Mordor’s northern plain of ash

Map of Lithlad
Somewhat conjectural1

A plain that lay in the north and east of Mordor, connected to the Plateau of Gorgoroth. The name Lithlad means 'plain of ash', suggesting that it was strewn with the ashes of the Fire-mountain Orodruin that lay to its west (though the name may also be connected to the Ered Lithui, the Ashen Mountains that formed Lithlad's northern border). The precise location and dimensions of Lithlad are rather indefinite, though we know that it lay to the east of Barad-dûr, and it seems to have represented the eastern parts of Mordor's northern plateau, above the point where that land descended into the more fertile lowlands of Nurn.


Notes

1

The plain of Lithlad is mentioned in the text of The Lord of the Rings, but it does not appear on any of the maps included in that book. It is shown on a much earlier map of Mordor reproduced in volume 7 of The History of Middle-earth, and the location shown above is based on that map. From that source, we can be sure that it lay on the southern side of the Ered Lithui to the east of the Barad-dûr, but its distance from the Dark Tower is open to some question.
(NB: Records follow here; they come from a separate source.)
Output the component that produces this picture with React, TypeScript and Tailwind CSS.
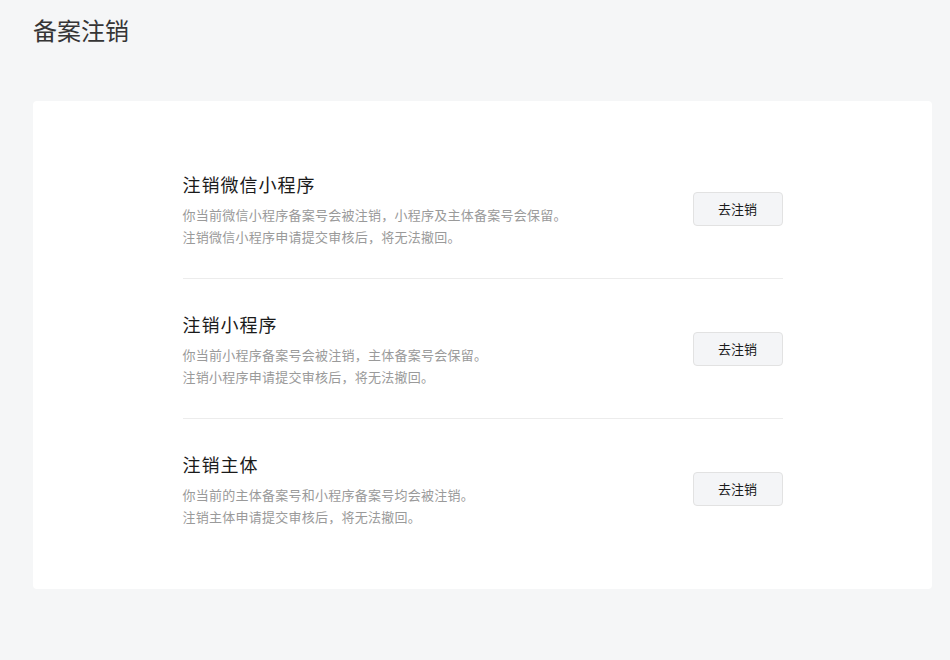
const ITEMS = [
  {
    title: '注销微信小程序',
    lines: ['你当前微信小程序备案号会被注销，小程序及主体备案号会保留。', '注销微信小程序申请提交审核后，将无法撤回。'],
  },
  {
    title: '注销小程序',
    lines: ['你当前小程序备案号会被注销，主体备案号会保留。', '注销小程序申请提交审核后，将无法撤回。'],
  },
  {
    title: '注销主体',
    lines: ['你当前的主体备案号和小程序备案号均会被注销。', '注销主体申请提交审核后，将无法撤回。'],
  },
];

export default function App() {
  return (
    <div
      className="min-h-[660px] w-full bg-[#f5f6f7] px-[33px] pt-[16px] pb-[71px]"
      style={{ fontFamily: '"Noto Sans CJK SC", "Noto Sans", sans-serif' }}
    >
      <h1 className="text-[24px] leading-[28px] font-normal text-[#353535]">备案注销</h1>

      <div className="mt-[57px] w-[899px] rounded bg-white pt-[38px] pb-[31px]">
        <div className="mx-auto w-[600px]">
          {ITEMS.map((item, i) => (
            <div
              key={item.title}
              className={`flex items-center justify-between pt-8 pb-[30px] ${i < ITEMS.length - 1 ? 'border-b border-[#ececec]' : ''}`}
            >
              <div>
                <div className="text-[18px] leading-[26px] tracking-[1px] text-[#1a1a1a]">{item.title}</div>
                <div className="mt-[7px] text-[13px] leading-[22px] tracking-[0.25px] text-[#9a9a9a]">
                  {item.lines.map((l) => (
                    <p key={l}>{l}</p>
                  ))}
                </div>
              </div>
              <button className="-mt-[2px] h-[34px] w-[90px] rounded border border-[#e2e2e2] bg-[#f4f5f7] text-[13px] text-[#1a1a1a]">
                去注销
              </button>
            </div>
          ))}
        </div>
      </div>
    </div>
  );
}
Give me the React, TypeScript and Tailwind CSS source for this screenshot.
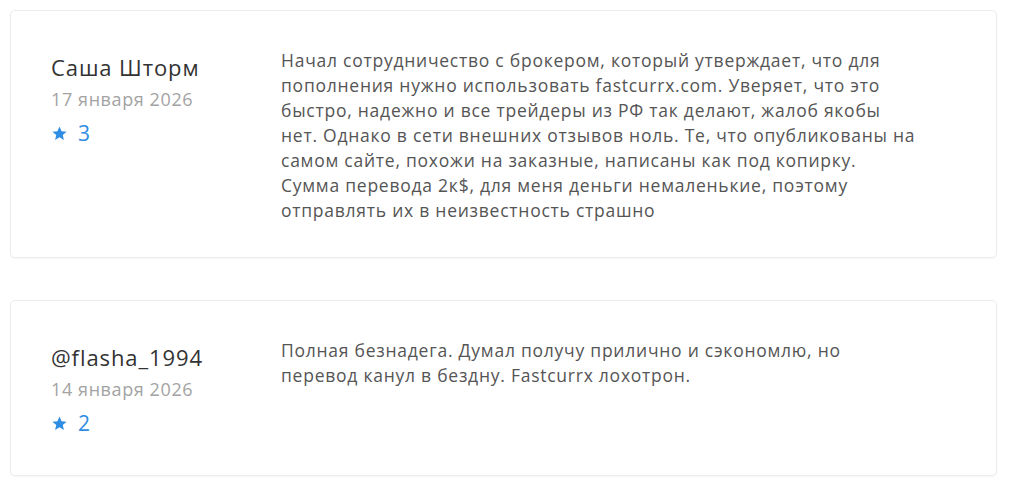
import React from "react"

interface Review {
    id: number
    author: string
    date: string
    rating: number
    lines: string[]
}

// lines kept as in the original layout
const reviews: Review[] = [
    {
        id: 1,
        author: "Саша Шторм",
        date: "17 января 2026",
        rating: 3,
        lines: [
            "Начал сотрудничество с брокером, который утверждает, что для",
            "пополнения нужно использовать fastcurrx.com. Уверяет, что это",
            "быстро, надежно и все трейдеры из РФ так делают, жалоб якобы",
            "нет. Однако в сети внешних отзывов ноль. Те, что опубликованы на",
            "самом сайте, похожи на заказные, написаны как под копирку.",
            "Сумма перевода 2к$, для меня деньги немаленькие, поэтому",
            "отправлять их в неизвестность страшно",
        ],
    },
    {
        id: 2,
        author: "@flasha_1994",
        date: "14 января 2026",
        rating: 2,
        lines: [
            "Полная безнадега. Думал получу прилично и сэкономлю, но",
            "перевод канул в бездну. Fastcurrx лохотрон.",
        ],
    },
]

const Star = () => (
    <svg viewBox="0 0 24 24" className="w-[17px] h-[17px] fill-[#2f8de4]">
        <path d="M12 2.2l2.9 6.6 7.1.6-5.4 4.7 1.6 7-6.2-3.7-6.2 3.7 1.6-7L2 9.4l7.1-.6z" />
    </svg>
)

export default function App() {
    return (
        <div className="min-h-screen bg-white px-[10px] pt-[10px] font-['Open_Sans',sans-serif]">
            <div className="w-[987px] flex flex-col gap-[42px]">
                {reviews.map((r) => (
                    <div
                        key={r.id}
                        className="flex bg-white border border-[#ececec] rounded-[5px] shadow-[0_1px_2px_rgba(0,0,0,0.04)] px-[40px] pt-[36px] pb-[34px]"
                    >
                        <div className="w-[230px] shrink-0 pb-[4px]">
                            <div className="mt-[5px] text-[22px] leading-[30px] tracking-[0.9px] text-[#333]">{r.author}</div>
                            <div className="mt-[4px] text-[18px] leading-[26px] tracking-[0.6px] text-[#a3a3a3]">{r.date}</div>
                            <div className="flex items-center gap-[10px] mt-[7px] text-[21px] leading-[28px] text-[#2f8de4]">
                                <Star />
                                <span>{r.rating}</span>
                            </div>
                        </div>
                        <p className="flex-1 whitespace-pre-line text-[17.5px] leading-[25px] tracking-[0.75px] text-[#555] pt-[1px]">
                            {r.lines.join("\n")}
                        </p>
                    </div>
                ))}
            </div>
        </div>
    )
}
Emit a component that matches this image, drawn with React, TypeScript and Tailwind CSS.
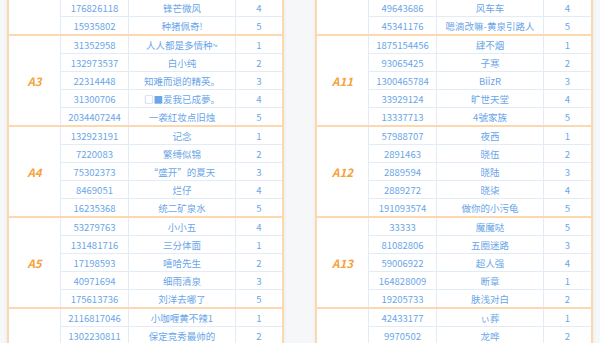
type Row = [string, string, string];

interface Group {
  label: string;
  rows: Row[];
}

const leftGroups: Group[] = [
  {
    label: "",
    rows: [
      ["176826118", "锋芒微风", "4"],
      ["15935802", "种猪佩奇!", "5"],
    ],
  },
  {
    label: "A3",
    rows: [
      ["31352958", "人人都是多情种~", "1"],
      ["132973537", "白小纯", "2"],
      ["22314448", "知难而退的精英。", "3"],
      ["31300706", "□■爱我已成夢。", "4"],
      ["2034407244", "一袭红妆点旧烛", "5"],
    ],
  },
  {
    label: "A4",
    rows: [
      ["132923191", "记念", "1"],
      ["7220083", "繁缚似锦", "2"],
      ["75302373", "“盛开”的夏天", "3"],
      ["8469051", "烂仔", "4"],
      ["16235368", "统二矿泉水", "5"],
    ],
  },
  {
    label: "A5",
    rows: [
      ["53279763", "小小五", "4"],
      ["131481716", "三分体面", "1"],
      ["17198593", "嘻哈先生", "2"],
      ["40971694", "细雨清泉", "3"],
      ["175613736", "刘洋去哪了", "5"],
    ],
  },
  {
    label: "",
    rows: [
      ["2116817046", "小咖喱黄不辣1", "1"],
      ["1302230811", "保定竞秀最帅的", "2"],
    ],
  },
];

const rightGroups: Group[] = [
  {
    label: "",
    rows: [
      ["49643686", "风车车", "4"],
      ["45341176", "嗯滴改嘛-黄泉引路人", "5"],
    ],
  },
  {
    label: "A11",
    rows: [
      ["1875154456", "肆不烟", "1"],
      ["93065425", "子寒", "2"],
      ["1300465784", "BiizR", "3"],
      ["33929124", "旷世天堂", "4"],
      ["13337713", "4號家族", "5"],
    ],
  },
  {
    label: "A12",
    rows: [
      ["57988707", "夜西", "1"],
      ["2891463", "晓伍", "2"],
      ["2889594", "晓陆", "3"],
      ["2889272", "晓柒", "4"],
      ["191093574", "做你的小污龟", "5"],
    ],
  },
  {
    label: "A13",
    rows: [
      ["33333", "魔魔哒", "5"],
      ["81082806", "五圈迷路", "3"],
      ["59006922", "超人强", "4"],
      ["164828009", "断章", "1"],
      ["19205733", "肤浅对白", "2"],
    ],
  },
  {
    label: "",
    rows: [
      ["42433177", "ぃ葬", "1"],
      ["9970502", "龙哗", "2"],
    ],
  },
];

function GroupBlock({ group }: { group: Group }) {
  return (
    <div className="flex border-b-2 border-[#fbd8b0]">
      <div className="flex w-[52px] shrink-0 items-center justify-center border-r border-[#e2ecf8] text-[11.5px] font-bold italic text-[#f4a23a]">
        {group.label}
      </div>
      <div className="flex flex-1 flex-col">
        {group.rows.map((row, i) => (
          <div
            key={row[0]}
            className={`grid grid-cols-[68px_107px_1fr] items-center text-center ${
              i < group.rows.length - 1 ? "h-[18px] border-b border-[#e2ecf8]" : "h-[17px]"
            }`}
          >
            <div className="flex h-full items-center justify-center border-r border-[#e2ecf8]">{row[0]}</div>
            <div className="flex h-full items-center justify-center whitespace-nowrap border-r border-[#e2ecf8]">
              {row[1]}
            </div>
            <div className="flex h-full items-center justify-center">{row[2]}</div>
          </div>
        ))}
      </div>
    </div>
  );
}

function Table({ groups }: { groups: Group[] }) {
  return (
    <div className="border-x-2 border-[#fbd8b0] bg-white shadow-[0_0_4px_rgba(0,0,0,0.06)]">
      {groups.map((g, i) => (
        <GroupBlock key={g.label || `g${i}`} group={g} />
      ))}
    </div>
  );
}

export default function App() {
  return (
    <div
      className="h-[343px] w-[600px] overflow-hidden bg-[#f6f7f9] text-[9.5px] leading-[12px] text-[#6aa6e8]"
      style={{ fontFamily: '"Noto Sans CJK SC", "Noto Sans", sans-serif' }}
    >
      <div className="-mt-px flex gap-[31px] pl-[7px]">
        <div className="w-[277px]">
          <Table groups={leftGroups} />
        </div>
        <div className="w-[278px]">
          <Table groups={rightGroups} />
        </div>
      </div>
    </div>
  );
}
On the old map, the geography of Mordor is rather more condensed than it later became, and Lithlad is shown east of both Barad-dûr and the source of Mordor's northern river, which were at that time relatively close together. On the final maps they're much further apart, with the river now so close to Mordor's eastern borders that it seems to make little sense for Lithlad to lie beyond it. For that reason, the map above takes the name Lithlad to refer to the relatively well defined 'bay' in the mountains northeast of Gorgoroth, though this is arguably open to interpretation.